Auf den ersten Güterwagen hinter der Lokomotive sprangen wir, durch die wenig geöffnete Waggontür, ins Innere. Die beiden kleinen Mädchen hatten wir auf dem Rücken. Die drei größeren Kinder drückten wir zuerst hinein, wir mit großer Gewalt hinterher. Wir waren drin. Wir hatten es geschafft. Der Zug fuhr ab. wir flüchteten aus unserer Heimat!

Dicht gedrängt standen die mitfahrenden, flüchtenden Menschen, im Viehwaggon. Es waren die gleichen Hungergestalten wie wir, mit verlodertem Luxusgepäck, schon halb geplündert. Die Menschen waren alle voller Angst, ob wieder Partisanen mit eingestiegen waren. Wir hörten von mehreren schrecklichen Überfällen auf der Fahrt von Altwieck. Wir nahmen unsere Fünf Kinder ganz eng in unsere Mitte, um sie vor weiteren Überfällen zu schützen. Kinderwagen waren im Waggon, die von zerstörten Müttern geschunkelt wurden, andere stillten ihre Babies. Kein einziger Mann war mit im Waggon, nur ein paar alte Opas. Jeder brütete so vor sich her, stumm ergeben in das Unabänderliche, in das wir uns alle begeben hatten. 

Bevor wir in Köslin einfuhren, im Waldgebiet Gollenberg, verlangsamte sich die Fahrtgeschwindigkeit bis fast auf den Nullpunkt, nachdem ein irrsinnig lautes Pfeifkonzert von der Bahnböschung zu uns herauftönte. Der Lokomotivführer wusste nun, dass er das Tempo verlangsamen musste, damit ein Heer von polnischen Partisanen, die Überzahl Frauen, Gelegenheit hatten, den Güterzug zu erklimmen. Lokomotivführer und Partisanen steckten alle unter einer Decke, bestimmt bekam er seinen Teil vom Raubzug ab. Was jetzt begann, war die Hölle. Die Menschen schrien und weinten und wehrten sich vergebens gegen diese brutale Meute. Mit Gewalt bahnte sich diese Räuberbande den Weg durch die dicht aneinander sitzenden und stehenden Flüchtlinge, nicht ein einziger blieb ungeschoren. Hanni rissen sie ihr Handgepäck aus den Händen, den Kindern alle Wollmützen vom Kopf, so dass wir das eingenähte Geld in den Kindermützen los waren. Meine Schürze, und darunter meinen Wollmantel, rissen zwei polnische Partisanenfrauen mir vom Leib. Auf meinem Finger entdeckten sie einen Ring, den sie auch mit aller Brutalität nicht vom Finger bekamen. Es war ein sehr schmaler Goldreif, Talisman von meinem Vater, den ich seit meiner Konfirmation nicht vom Finger gezogen hatte. Es begann ein brutaler Kampf um diesen Ring. Ich wurde geschlagen, mit Stiefeln getreten und mit großer Gewalt am Finger gerissen. Der Ring wollte nicht vom Finger. Hanni war Nothelfer, sie konnte etwas polnisch und redete auf beide Polinnen ein. Mit Spucke bekommt man den Ring runter. Tatsächlich der Ring löste sich und beide Polinnen griffen nach ihm und ließen von mir ab. Nicht ein einziger blieb von diesen Räubern ungeschoren. Diese Bande nahm alles, was sie stehlen konnte. Wir hatten begriffen! Der Mensch zählte auf diesem Güterzug nichts!

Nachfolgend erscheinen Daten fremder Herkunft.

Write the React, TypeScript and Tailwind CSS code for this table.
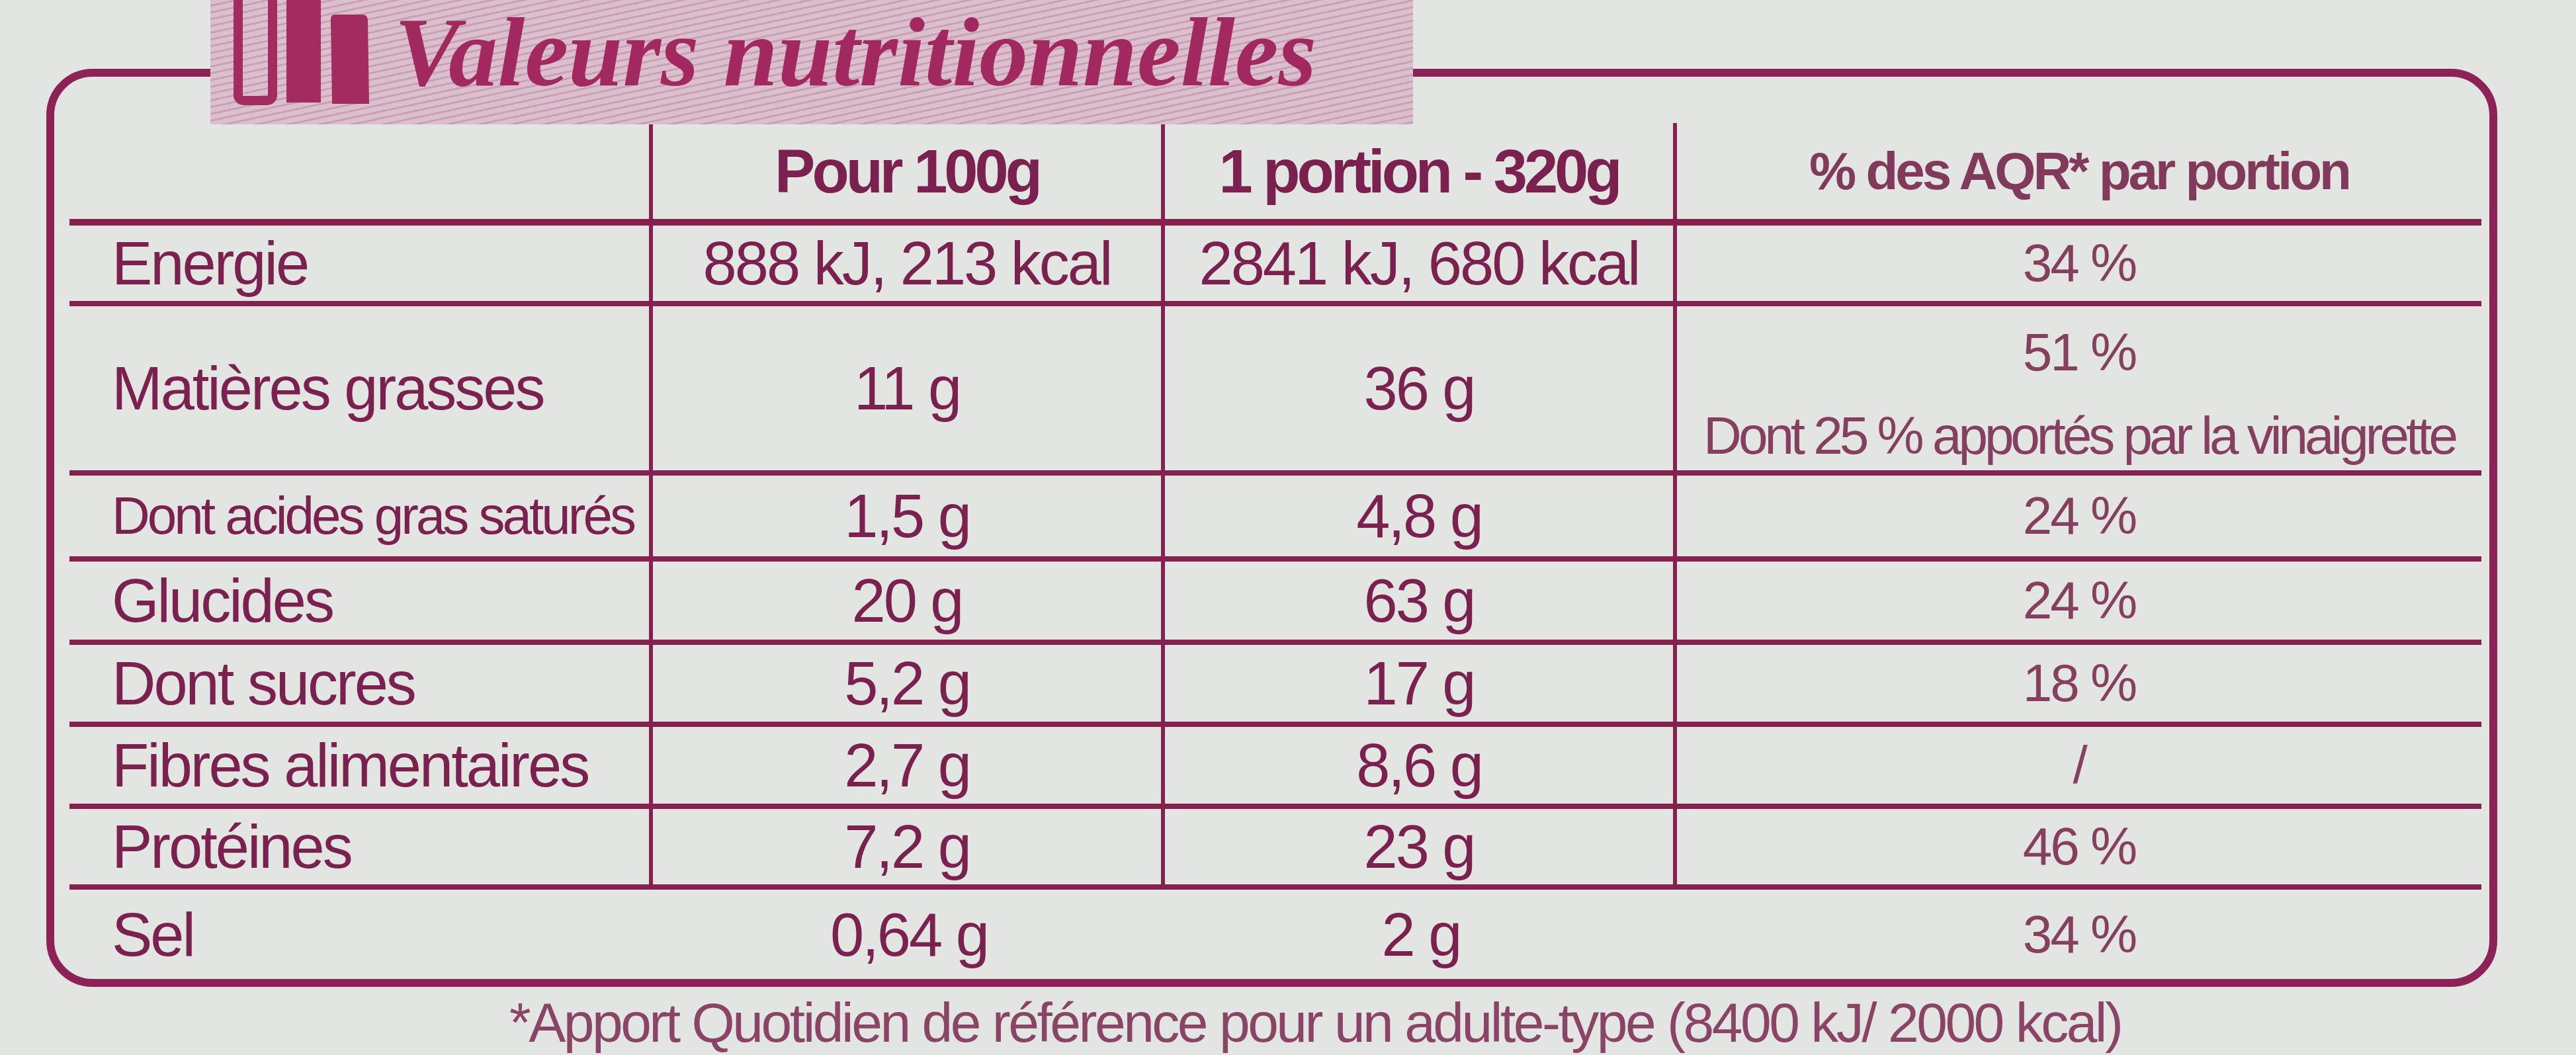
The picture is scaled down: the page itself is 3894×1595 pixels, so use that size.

Der Zug setzte sich in Bewegung, der Lokomotivführer gab ein Pfeifkonzert, alle Räuber sprangen aus dem ausgeräuberten Zug. Alle ausgeraubten Flüchtlinge, mit Säuglingen im Kinderwagen und Kindern wie wir, beruhigten sich nach langem Weinen und Schreien. Wir hatten überlebt!